Verily
By Dave Birch posted Nov 25 2009 at 10:43 PM[Dave Birch] I enjoyed Scott Silverman's talk about privacy and security at ID World. Scott (the devil, according to CASPIAN) is the CEO of Verichip, the company that developed the first FDA-approved RFID chip for human implantation. (It's just a passive RFID chip containing a 16-bit identification number). Apparently, they had had some 900 emergency rooms across the US signed up for the service before the "privacy backlash" started. Opponents of the system told the newspapers that the chips caused cancer, and that was that.
Now, to be honest, I'm very sympathetic to Scott. A couple of years ago, I contacted Verichip because I thought it would be fun to have a Verichip implanted in my arm ready for the Digital Identity Forum, but they said no (spoilsports). My cat has one, and I'm jealous.
Anyway, the point is that the privacy backlash was so great that the stock price collapsed and the company -- which was reduced to a shell -- has now been restructured as PositiveID with Scott as the majority shareholder. They have a number of initiatives, one of them being "PatientID" which will link high-risk patients (eg, Alzheimer patients) to their medical records. Now, as far as I can see (and I'm speaking from the point of view of someone with an Alzheimer's sufferer in the family) this is a splendid idea. I'm pretty privacy sensitive, but this is an application that makes absolute sense to me. If I had Alzheimer's, I'd want a chip so that if I get lost or confused, a doctor can instantly find out who I am and what my conditions and medications are. You could do it by fingerprinting me, or iris scanning or whatever. But it appears to quick and simple to use the chip instead.

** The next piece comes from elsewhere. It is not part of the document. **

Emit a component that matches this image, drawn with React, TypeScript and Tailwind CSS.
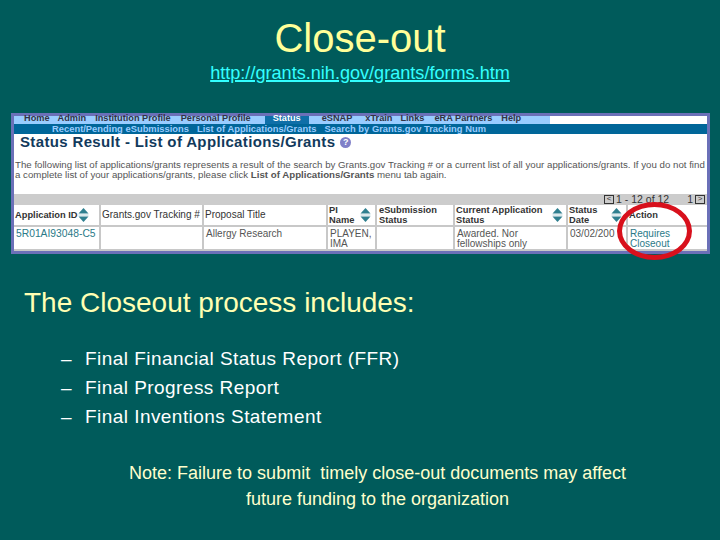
function SortIcon({ className = '' }: { className?: string }) {
  return (
    <svg width="11" height="14" viewBox="0 0 11 14" className={`shrink-0 ${className}`}>
      <path d="M5.5 0 L10.5 5.5 H0.5 Z" fill="#2f7f8f" />
      <path d="M5.5 14 L10.5 8.5 H0.5 Z" fill="#2f7f8f" />
      <rect x="0.5" y="6.5" width="10" height="1" fill="#b7d3da" />
    </svg>
  );
}

function Th({ w, children, last }: { w: string; children: React.ReactNode; last?: boolean }) {
  return (
    <div
      className={`${w} flex items-center h-full shrink-0 pl-[1px] text-[9.3px] leading-[10px] font-bold text-[#333] ${
        last ? '' : 'border-r-2 border-[#c8c8c8]'
      }`}
    >
      {children}
    </div>
  );
}

function Td({ w, children, last }: { w: string; children?: React.ReactNode; last?: boolean }) {
  return (
    <div
      className={`${w} h-full shrink-0 pl-[2px] pt-[2px] text-[10px] leading-[10px] text-[#555] ${
        last ? '' : 'border-r-2 border-[#c8c8c8]'
      }`}
    >
      {children}
    </div>
  );
}

function PortalShot() {
  return (
    <div className="relative mx-[11px] mt-[29px] h-[141px] w-[699px] border-[3px] border-[#6b70b8] bg-white">
      <div className="flex h-[8px] bg-white">
        <div className="flex h-full w-[536px] bg-[#99ccff] pl-[10px] text-[9.2px] font-bold leading-[4px] text-[#334] whitespace-nowrap">
          <span>Home</span>
          <span className="ml-[8px]">Admin</span>
          <span className="ml-[9px]">Institution Profile</span>
          <span className="ml-[10px]">Personal Profile</span>
          <span className="ml-[14px] h-[8px] bg-[#0f6fa8] px-[8px] text-white">Status</span>
          <span className="ml-[13px]">eSNAP</span>
          <span className="ml-[13px]">xTrain</span>
          <span className="ml-[8px]">Links</span>
          <span className="ml-[10px]">eRA Partners</span>
          <span className="ml-[9px]">Help</span>
        </div>
      </div>
      <div className="flex h-[10px] gap-[8px] bg-[#006699] pl-[38px] text-[9.4px] font-bold leading-[10px] text-[#99ccff] whitespace-nowrap">
        <span>Recent/Pending eSubmissions</span>
        <span>List of Applications/Grants</span>
        <span>Search by Grants.gov Tracking Num</span>
      </div>
      <div className="flex h-[16px] items-center pl-[6px] gap-[5px] text-[15px] font-bold leading-[16px] tracking-[0.35px] text-[#123a5c] whitespace-nowrap">
        Status Result - List of Applications/Grants
        <span className="flex h-[11px] w-[11px] items-center justify-center rounded-full bg-[#8080c8] text-[9px] text-white">?</span>
      </div>
      <div className="mt-[10px] h-[20px] overflow-hidden pl-[1px] text-[9.7px] leading-[10px] text-[#555] whitespace-nowrap">
        <div>The following list of applications/grants represents a result of the search by Grants.gov Tracking # or a current list of all your applications/grants. If you do not find</div>
        <div>a complete list of your applications/grants, please click <b>List of Applications/Grants</b> menu tab again.</div>
      </div>
      <div className="mt-[14px] flex h-[11px] items-center justify-end bg-[#cccccc] pr-[2px] text-[10.5px] leading-[11px] text-[#333]">
        <span className="mr-[2px] h-[9px] w-[10px] border border-[#333] text-[8px] leading-[6px] text-center">&lt;</span>
        <span>1 - 12 of 12</span>
        <span className="ml-[18px] mr-[2px]">1</span>
        <span className="h-[9px] w-[10px] border border-[#333] text-[8px] leading-[6px] text-center">&gt;</span>
      </div>
      <div className="flex h-[22px] border-b-2 border-[#c8c8c8]">
        <Th w="w-[87px]">
          Application ID
          <SortIcon />
        </Th>
        <Th w="w-[103px]">
          <span className="font-normal text-[10px] whitespace-nowrap">Grants.gov Tracking #</span>
        </Th>
        <Th w="w-[124px]">
          <span className="font-normal text-[10px]">Proposal Title</span>
        </Th>
        <Th w="w-[49px]">
          <span>
            PI
            <br />
            Name
          </span>
          <SortIcon className="ml-[6px]" />
        </Th>
        <Th w="w-[78px]">
          <span className="pl-[1px]">
            eSubmission
            <br />
            Status
          </span>
        </Th>
        <Th w="w-[113px]">
          <span className="whitespace-nowrap">
            Current Application
            <br />
            Status
          </span>
          <SortIcon className="ml-[10px]" />
        </Th>
        <Th w="w-[60px]">
          <span>
            Status
            <br />
            Date
          </span>
          <SortIcon className="ml-[14px]" />
        </Th>
        <Th w="w-[78px]" last>
          Action
        </Th>
      </div>
      <div className="flex h-[24px] border-b-2 border-[#c8c8c8]">
        <Td w="w-[87px]">
          <span className="text-[10.3px] text-[#2b7a88]">5R01AI93048-C5</span>
        </Td>
        <Td w="w-[103px]" />
        <Td w="w-[124px]">Allergy Research</Td>
        <Td w="w-[49px]">
          PLAYEN,
          <br />
          IMA
        </Td>
        <Td w="w-[78px]" />
        <Td w="w-[113px]">
          Awarded. Nor
          <br />
          fellowships only
        </Td>
        <Td w="w-[60px]">03/02/200</Td>
        <Td w="w-[78px]" last>
          <span className="text-[#2b7a88]">
            Requires
            <br />
            Closeout
          </span>
        </Td>
      </div>
      <div className="absolute left-[603px] top-[86px] h-[58px] w-[75px] rounded-[50%] border-[5px] border-[#d8101c]" />
    </div>
  );
}

export default function App() {
  return (
    <div className="h-[540px] w-[720px] overflow-hidden bg-[#005b5b] font-['Liberation_Sans',sans-serif]">
      <div className="pt-[16px] text-center text-[40px] leading-[45px] text-[#ffff99]">Close-out</div>
      <div className="mt-[2px] text-center text-[18.1px] leading-[21px]">
        <a className="text-[#33ffff] underline decoration-2">http://grants.nih.gov/grants/forms.htm</a>
      </div>
      <PortalShot />
      <div className="mt-[33px] pl-[24px] text-[28px] leading-[32px] text-[#ffffb3]">The Closeout process includes:</div>
      <ul className="mt-[25px] pl-[61px] text-[19px] leading-[29px] tracking-[0.45px] text-white">
        <li className="flex"><span className="w-[24px]">–</span>Final Financial Status Report (FFR)</li>
        <li className="flex"><span className="w-[24px]">–</span>Final Progress Report</li>
        <li className="flex"><span className="w-[24px]">–</span>Final Inventions Statement</li>
      </ul>
      <div className="mt-[29px] pl-[35px] text-center text-[18px] leading-[26px] text-[#ffffcc]">
        Note: Failure to submit&nbsp; timely close-out documents may affect
        <br />
        future funding to the organization
      </div>
    </div>
  );
}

Scott also mentioned their "HealthID" initiative that will link sensors to the chip: so, for example, you could have a glucose-sensing chip for some types of diabetes so that when the chip is read to identify the patient it will also report glucose levels. If I had diabetes, I would much rather have one of these than prick my finger and test drops of blood. I wouldn't want everyone to be able to read it though, and this is where the problem comes: we need to have some form of standard privacy-enhancing infrastructure that sits above the "chip layer" to make this all work properly.